Return only the count of lines in which the word "this" appears.

[start]

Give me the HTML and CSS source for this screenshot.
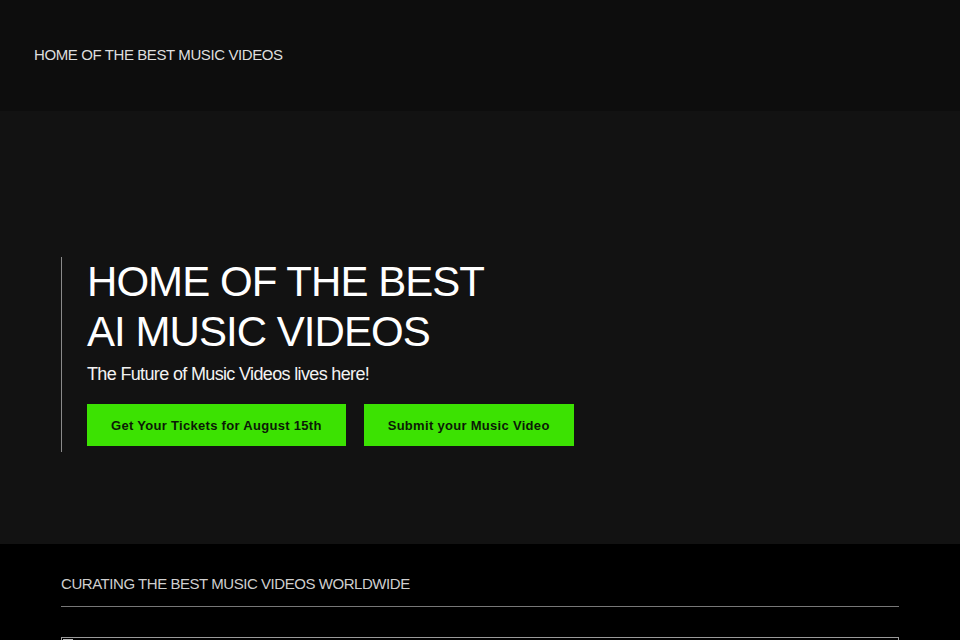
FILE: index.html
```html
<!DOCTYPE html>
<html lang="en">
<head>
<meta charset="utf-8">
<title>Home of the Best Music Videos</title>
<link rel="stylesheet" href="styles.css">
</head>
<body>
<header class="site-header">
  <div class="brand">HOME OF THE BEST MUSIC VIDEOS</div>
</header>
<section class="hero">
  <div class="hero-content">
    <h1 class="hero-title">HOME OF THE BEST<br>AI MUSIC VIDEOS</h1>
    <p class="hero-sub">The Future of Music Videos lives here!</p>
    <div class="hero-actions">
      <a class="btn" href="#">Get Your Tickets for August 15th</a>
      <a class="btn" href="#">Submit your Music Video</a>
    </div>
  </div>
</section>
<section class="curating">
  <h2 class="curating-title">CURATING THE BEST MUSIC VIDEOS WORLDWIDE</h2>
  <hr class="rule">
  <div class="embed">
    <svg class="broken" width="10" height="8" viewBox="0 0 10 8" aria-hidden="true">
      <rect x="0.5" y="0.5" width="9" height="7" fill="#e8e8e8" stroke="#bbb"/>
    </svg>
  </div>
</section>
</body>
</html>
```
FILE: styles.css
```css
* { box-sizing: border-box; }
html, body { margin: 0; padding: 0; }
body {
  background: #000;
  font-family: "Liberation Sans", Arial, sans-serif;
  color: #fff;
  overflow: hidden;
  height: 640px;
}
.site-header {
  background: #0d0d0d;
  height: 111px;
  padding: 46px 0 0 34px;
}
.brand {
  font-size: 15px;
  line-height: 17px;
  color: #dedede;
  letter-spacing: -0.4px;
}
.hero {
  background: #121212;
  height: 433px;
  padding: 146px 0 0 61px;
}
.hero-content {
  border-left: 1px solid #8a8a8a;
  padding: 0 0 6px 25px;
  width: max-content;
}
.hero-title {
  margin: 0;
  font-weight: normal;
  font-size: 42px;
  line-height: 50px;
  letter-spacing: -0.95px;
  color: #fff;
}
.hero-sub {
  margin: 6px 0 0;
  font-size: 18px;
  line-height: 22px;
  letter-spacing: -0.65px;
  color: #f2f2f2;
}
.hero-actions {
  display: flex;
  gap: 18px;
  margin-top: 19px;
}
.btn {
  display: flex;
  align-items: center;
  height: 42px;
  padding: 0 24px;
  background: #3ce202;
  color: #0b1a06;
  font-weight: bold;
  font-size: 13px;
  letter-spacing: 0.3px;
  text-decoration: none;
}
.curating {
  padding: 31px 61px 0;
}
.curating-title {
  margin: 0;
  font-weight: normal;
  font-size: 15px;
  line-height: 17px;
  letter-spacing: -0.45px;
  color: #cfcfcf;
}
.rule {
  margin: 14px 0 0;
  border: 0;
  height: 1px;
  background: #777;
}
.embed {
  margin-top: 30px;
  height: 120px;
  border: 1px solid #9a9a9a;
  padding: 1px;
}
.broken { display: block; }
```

[end]
[start]

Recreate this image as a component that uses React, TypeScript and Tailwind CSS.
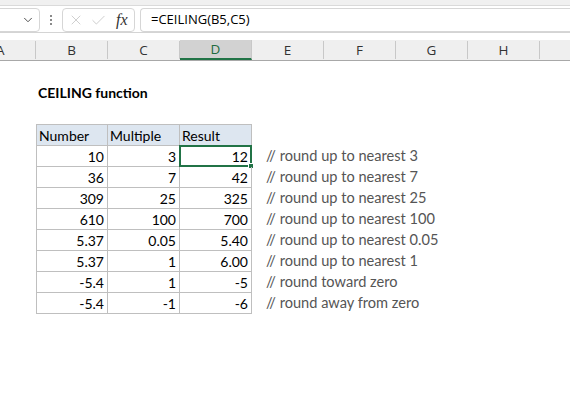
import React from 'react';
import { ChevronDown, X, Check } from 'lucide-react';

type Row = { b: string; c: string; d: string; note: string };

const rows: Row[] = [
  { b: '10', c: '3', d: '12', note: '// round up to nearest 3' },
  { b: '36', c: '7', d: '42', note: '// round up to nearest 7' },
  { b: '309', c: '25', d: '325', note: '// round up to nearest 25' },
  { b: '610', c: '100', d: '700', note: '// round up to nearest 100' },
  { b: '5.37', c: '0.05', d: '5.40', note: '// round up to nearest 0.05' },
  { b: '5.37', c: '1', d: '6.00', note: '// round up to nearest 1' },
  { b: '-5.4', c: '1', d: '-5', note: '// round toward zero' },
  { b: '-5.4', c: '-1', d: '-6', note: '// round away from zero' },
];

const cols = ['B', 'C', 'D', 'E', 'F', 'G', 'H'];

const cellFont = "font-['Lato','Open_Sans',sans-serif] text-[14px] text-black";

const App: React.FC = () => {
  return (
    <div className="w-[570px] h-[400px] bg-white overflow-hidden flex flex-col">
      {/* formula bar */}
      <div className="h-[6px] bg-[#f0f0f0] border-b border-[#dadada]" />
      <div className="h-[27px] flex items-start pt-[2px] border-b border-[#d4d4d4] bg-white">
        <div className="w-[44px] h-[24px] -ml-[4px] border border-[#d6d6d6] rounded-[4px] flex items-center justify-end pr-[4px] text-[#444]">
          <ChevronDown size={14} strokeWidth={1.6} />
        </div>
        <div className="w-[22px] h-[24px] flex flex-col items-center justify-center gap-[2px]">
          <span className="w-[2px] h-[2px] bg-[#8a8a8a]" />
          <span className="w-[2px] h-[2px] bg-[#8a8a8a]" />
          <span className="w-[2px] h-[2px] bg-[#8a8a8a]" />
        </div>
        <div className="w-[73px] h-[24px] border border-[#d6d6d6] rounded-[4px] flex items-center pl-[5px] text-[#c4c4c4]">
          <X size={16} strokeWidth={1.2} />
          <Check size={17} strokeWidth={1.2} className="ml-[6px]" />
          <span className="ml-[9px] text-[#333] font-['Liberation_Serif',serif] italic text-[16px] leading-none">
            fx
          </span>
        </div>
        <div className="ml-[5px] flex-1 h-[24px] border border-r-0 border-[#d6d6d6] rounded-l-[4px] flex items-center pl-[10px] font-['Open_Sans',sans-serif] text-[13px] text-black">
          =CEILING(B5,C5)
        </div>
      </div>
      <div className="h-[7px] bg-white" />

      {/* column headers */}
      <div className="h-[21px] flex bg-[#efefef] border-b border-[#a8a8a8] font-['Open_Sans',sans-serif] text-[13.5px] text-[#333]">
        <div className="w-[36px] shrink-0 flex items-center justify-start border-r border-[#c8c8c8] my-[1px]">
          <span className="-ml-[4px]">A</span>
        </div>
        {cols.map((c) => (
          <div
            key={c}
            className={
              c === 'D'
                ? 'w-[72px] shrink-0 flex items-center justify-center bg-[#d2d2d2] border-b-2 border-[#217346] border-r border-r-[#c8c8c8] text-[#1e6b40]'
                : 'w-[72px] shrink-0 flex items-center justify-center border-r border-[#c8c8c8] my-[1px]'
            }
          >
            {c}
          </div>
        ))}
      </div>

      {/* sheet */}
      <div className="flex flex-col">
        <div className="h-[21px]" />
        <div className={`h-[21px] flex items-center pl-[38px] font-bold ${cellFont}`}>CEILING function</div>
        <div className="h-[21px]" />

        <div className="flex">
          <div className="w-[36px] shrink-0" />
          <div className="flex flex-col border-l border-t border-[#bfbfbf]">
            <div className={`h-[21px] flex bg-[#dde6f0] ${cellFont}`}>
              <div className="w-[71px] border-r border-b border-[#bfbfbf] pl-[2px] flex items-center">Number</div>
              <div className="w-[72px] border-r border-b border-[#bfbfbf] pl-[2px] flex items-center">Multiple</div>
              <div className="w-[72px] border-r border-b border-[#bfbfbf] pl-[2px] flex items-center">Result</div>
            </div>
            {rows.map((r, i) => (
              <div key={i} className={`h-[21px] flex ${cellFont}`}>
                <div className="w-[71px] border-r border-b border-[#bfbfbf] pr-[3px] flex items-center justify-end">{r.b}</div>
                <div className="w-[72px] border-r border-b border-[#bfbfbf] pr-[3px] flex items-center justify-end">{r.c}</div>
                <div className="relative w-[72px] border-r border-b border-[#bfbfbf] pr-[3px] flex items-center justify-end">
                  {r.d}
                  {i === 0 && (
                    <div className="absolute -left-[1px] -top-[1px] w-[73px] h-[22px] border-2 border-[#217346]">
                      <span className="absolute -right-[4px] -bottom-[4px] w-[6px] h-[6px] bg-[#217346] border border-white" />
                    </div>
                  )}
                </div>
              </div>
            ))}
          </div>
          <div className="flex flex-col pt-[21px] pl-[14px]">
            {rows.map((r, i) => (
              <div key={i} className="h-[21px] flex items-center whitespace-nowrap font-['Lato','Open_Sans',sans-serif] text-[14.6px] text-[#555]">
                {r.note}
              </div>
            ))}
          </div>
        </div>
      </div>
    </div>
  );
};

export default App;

[end]

- [Exercise solution] 2